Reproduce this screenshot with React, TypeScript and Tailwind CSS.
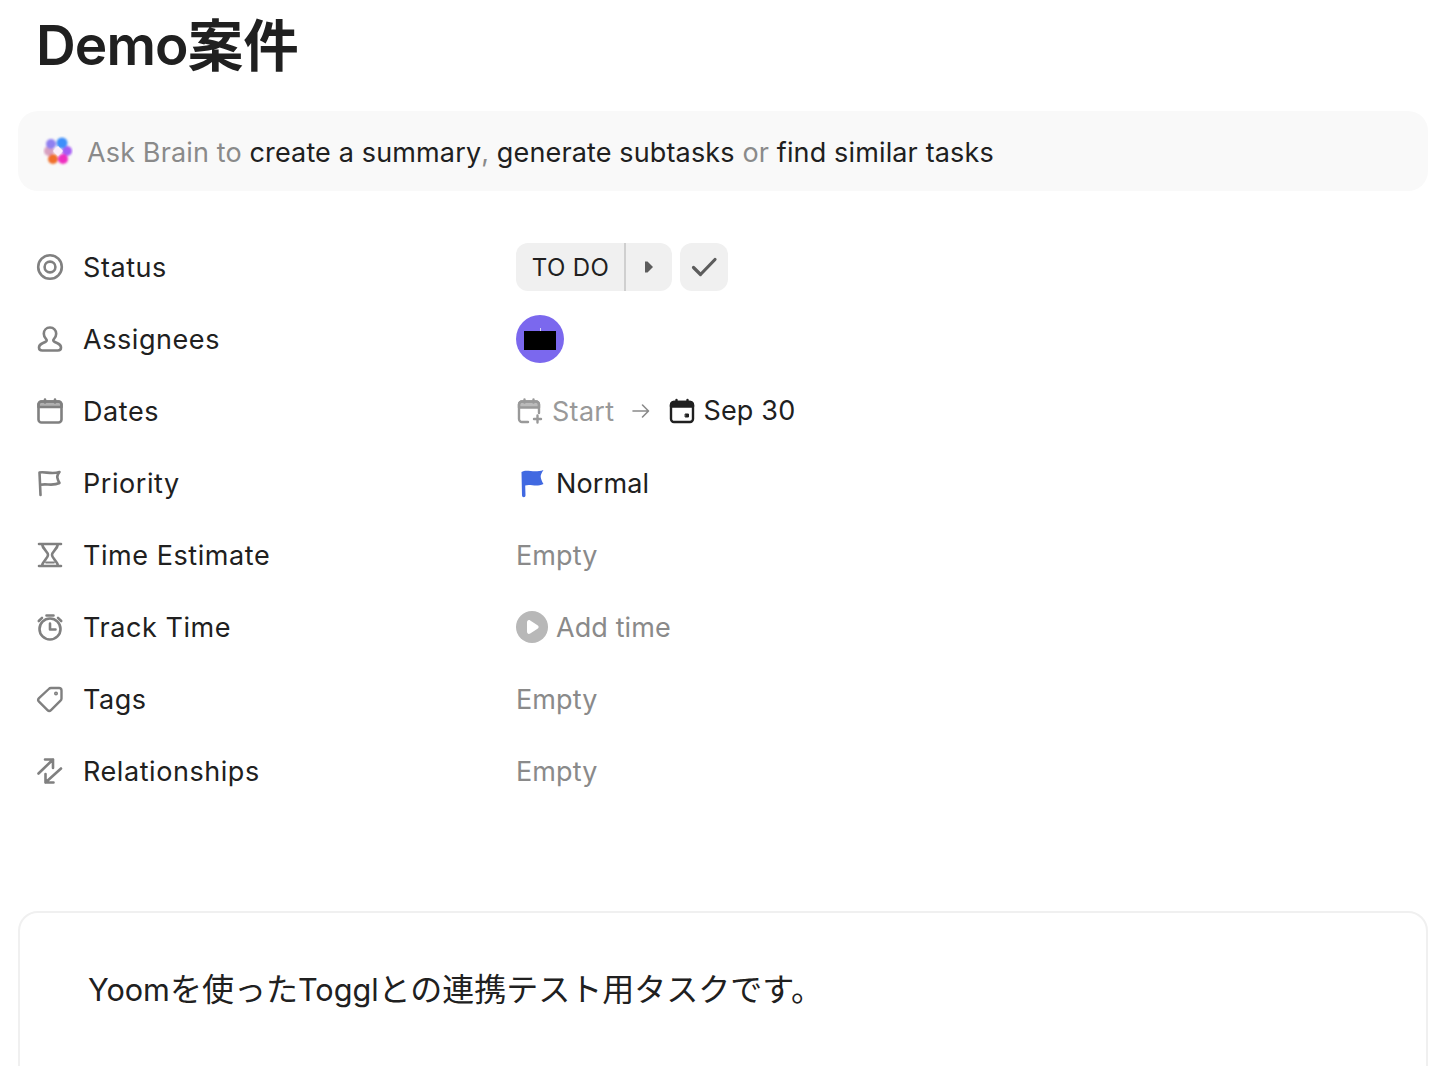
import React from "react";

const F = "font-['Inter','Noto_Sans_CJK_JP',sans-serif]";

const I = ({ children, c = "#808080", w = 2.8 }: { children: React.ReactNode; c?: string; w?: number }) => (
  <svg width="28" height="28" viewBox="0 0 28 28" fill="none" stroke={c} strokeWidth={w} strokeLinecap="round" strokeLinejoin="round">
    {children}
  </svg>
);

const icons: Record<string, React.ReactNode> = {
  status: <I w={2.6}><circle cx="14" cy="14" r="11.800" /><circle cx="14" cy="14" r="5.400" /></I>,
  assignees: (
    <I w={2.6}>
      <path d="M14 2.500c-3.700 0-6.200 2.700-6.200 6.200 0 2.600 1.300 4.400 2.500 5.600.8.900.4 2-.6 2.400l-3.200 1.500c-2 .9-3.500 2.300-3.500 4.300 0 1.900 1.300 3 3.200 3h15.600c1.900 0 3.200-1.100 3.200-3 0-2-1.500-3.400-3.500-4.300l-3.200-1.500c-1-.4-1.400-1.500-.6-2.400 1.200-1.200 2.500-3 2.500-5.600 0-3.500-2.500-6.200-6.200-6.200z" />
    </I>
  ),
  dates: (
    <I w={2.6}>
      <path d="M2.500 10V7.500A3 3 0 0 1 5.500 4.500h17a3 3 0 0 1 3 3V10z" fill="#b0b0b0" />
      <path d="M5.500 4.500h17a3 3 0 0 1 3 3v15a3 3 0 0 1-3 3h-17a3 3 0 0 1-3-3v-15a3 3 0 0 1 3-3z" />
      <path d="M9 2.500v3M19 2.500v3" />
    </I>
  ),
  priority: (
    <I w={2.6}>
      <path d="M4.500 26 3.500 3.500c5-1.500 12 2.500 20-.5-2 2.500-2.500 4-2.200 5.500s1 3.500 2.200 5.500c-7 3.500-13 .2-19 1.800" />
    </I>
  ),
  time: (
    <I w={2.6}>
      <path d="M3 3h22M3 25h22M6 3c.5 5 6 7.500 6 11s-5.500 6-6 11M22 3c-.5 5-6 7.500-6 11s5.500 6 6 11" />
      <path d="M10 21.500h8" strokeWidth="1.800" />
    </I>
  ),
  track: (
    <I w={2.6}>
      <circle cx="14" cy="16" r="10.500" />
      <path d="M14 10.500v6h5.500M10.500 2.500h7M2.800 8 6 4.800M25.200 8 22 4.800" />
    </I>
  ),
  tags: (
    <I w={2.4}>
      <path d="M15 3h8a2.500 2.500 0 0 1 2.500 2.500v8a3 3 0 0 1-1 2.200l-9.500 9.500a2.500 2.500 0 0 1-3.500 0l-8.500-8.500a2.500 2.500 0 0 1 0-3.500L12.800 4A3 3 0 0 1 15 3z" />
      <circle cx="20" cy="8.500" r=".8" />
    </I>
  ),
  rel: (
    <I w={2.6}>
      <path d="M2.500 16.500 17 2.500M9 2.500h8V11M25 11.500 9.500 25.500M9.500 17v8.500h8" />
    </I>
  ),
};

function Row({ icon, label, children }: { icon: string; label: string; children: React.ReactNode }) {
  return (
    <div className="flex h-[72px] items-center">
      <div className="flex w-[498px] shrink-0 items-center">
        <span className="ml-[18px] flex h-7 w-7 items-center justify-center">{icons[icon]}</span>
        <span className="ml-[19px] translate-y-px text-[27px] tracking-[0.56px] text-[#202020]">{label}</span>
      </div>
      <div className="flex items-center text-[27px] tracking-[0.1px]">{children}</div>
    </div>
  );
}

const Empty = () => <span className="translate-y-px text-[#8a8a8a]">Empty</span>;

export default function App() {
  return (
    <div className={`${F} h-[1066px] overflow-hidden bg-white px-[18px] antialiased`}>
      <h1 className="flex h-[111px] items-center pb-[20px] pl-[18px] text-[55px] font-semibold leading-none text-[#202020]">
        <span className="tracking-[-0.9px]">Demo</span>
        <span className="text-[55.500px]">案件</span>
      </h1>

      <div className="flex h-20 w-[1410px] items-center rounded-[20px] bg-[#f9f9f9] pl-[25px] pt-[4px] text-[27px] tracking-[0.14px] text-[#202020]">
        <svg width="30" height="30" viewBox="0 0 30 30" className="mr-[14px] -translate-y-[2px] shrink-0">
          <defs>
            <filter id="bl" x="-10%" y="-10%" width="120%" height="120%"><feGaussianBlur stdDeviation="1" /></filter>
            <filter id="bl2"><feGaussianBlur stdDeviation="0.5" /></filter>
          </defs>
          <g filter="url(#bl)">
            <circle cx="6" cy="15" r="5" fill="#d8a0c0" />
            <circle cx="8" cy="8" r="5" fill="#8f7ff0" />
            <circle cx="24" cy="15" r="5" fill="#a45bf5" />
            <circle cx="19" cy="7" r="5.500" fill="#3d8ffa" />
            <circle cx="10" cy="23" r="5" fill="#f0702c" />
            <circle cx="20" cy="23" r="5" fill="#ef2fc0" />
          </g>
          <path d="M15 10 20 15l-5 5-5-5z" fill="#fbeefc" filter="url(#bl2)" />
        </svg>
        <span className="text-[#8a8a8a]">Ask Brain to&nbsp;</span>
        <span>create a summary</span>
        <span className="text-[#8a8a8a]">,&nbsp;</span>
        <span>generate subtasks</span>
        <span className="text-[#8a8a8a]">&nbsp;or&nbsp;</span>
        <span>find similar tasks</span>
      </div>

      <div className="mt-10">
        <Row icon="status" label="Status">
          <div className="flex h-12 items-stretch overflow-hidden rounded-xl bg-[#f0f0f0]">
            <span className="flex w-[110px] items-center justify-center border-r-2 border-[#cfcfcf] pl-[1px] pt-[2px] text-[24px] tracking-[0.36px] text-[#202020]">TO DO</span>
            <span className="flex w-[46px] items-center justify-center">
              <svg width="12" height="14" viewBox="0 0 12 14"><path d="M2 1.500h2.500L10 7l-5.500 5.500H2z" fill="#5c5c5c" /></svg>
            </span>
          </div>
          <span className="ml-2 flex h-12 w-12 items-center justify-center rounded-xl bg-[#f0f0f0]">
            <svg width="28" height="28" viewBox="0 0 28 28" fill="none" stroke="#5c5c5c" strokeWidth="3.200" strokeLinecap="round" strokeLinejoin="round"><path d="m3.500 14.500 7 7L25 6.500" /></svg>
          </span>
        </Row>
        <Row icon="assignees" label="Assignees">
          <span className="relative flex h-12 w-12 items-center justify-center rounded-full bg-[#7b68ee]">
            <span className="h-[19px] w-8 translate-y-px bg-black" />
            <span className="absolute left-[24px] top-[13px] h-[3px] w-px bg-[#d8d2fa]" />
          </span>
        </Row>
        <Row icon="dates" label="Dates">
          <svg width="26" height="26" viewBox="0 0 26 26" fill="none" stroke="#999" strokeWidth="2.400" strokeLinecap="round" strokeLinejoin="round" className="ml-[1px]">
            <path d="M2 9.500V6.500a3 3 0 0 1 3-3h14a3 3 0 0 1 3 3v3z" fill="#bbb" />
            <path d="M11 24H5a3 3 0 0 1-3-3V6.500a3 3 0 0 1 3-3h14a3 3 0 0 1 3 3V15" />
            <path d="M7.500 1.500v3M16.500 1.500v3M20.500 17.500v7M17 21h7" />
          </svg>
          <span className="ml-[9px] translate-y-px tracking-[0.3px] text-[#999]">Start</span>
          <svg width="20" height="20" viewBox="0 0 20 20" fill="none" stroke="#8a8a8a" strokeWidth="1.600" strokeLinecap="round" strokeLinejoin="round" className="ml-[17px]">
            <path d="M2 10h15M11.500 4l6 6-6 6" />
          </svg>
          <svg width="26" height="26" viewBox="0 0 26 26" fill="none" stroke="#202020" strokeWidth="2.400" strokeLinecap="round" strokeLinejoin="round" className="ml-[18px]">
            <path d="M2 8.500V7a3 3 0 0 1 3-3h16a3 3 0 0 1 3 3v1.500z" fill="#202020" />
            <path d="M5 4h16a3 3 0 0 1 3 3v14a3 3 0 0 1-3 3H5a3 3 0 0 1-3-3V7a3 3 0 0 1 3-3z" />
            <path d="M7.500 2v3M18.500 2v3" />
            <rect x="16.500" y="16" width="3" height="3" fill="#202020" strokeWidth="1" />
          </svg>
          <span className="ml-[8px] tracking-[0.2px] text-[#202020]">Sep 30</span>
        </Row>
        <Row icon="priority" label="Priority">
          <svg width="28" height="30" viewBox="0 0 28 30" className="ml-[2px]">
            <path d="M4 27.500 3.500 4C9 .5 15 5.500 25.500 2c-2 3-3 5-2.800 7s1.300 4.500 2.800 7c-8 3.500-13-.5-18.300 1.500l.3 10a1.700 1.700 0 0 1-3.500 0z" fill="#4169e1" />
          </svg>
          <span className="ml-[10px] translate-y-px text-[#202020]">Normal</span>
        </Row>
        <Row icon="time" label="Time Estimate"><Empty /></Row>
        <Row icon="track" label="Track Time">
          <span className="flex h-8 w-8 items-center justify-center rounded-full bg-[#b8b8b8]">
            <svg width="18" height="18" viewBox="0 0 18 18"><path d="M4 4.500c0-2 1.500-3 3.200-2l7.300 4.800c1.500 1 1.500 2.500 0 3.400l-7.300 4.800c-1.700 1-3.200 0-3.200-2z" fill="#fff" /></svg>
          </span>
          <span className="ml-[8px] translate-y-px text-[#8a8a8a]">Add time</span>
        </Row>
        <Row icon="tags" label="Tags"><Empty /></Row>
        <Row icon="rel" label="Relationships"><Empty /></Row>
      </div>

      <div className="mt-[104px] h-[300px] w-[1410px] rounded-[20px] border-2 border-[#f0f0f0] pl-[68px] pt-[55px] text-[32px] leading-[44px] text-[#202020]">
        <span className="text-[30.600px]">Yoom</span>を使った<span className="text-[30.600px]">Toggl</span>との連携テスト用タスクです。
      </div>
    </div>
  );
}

--

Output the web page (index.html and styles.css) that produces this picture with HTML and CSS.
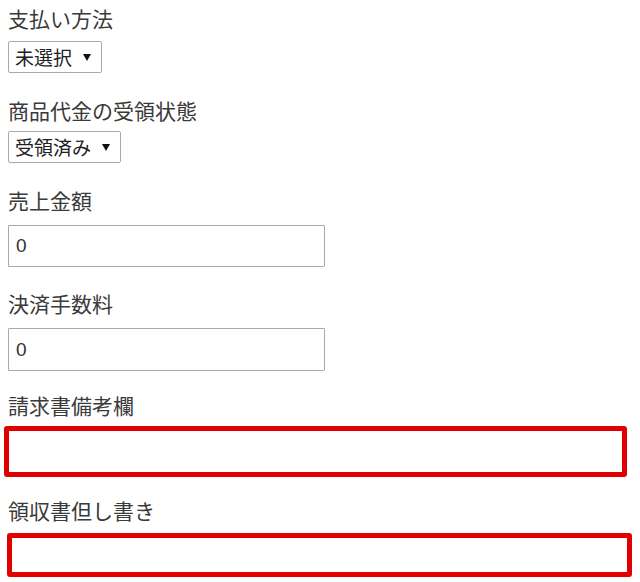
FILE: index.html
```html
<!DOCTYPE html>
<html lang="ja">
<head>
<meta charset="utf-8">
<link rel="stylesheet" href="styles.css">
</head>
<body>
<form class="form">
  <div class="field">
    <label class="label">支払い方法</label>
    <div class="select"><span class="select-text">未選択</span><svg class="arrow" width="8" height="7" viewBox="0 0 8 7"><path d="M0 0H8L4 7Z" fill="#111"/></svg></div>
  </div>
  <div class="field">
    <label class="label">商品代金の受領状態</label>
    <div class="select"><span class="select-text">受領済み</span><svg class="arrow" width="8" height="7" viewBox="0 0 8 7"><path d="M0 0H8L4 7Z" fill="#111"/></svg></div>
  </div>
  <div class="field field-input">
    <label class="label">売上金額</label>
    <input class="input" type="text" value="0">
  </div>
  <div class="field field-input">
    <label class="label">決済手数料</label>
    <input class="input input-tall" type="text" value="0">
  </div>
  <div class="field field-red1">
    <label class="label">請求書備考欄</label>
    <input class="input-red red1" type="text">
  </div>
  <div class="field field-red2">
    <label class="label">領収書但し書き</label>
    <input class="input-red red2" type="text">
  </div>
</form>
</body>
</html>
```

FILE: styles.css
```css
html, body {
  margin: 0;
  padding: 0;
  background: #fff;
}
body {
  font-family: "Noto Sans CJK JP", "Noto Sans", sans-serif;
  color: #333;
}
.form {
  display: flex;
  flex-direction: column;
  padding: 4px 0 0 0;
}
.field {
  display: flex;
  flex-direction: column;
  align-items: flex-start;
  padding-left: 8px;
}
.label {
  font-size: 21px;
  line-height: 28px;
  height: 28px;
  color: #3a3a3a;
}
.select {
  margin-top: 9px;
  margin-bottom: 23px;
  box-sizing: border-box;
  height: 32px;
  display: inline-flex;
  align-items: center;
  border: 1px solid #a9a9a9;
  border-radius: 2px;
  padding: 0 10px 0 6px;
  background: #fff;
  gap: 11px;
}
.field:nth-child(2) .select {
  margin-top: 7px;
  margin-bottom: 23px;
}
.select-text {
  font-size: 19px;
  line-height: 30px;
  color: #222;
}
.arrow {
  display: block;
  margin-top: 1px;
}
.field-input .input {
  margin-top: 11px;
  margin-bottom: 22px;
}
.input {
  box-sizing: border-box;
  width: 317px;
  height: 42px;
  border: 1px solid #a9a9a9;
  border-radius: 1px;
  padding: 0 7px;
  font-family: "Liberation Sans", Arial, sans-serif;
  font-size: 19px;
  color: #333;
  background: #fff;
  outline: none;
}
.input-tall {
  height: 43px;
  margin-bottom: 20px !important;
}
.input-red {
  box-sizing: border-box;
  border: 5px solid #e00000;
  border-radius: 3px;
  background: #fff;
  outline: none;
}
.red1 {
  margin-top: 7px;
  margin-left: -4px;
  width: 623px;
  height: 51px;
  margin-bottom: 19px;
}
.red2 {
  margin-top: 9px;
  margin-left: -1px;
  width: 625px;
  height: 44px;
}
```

--

## Exercise details
Work out how many lines in the records above contain the word "React", and give only that number.

## Exercise output
5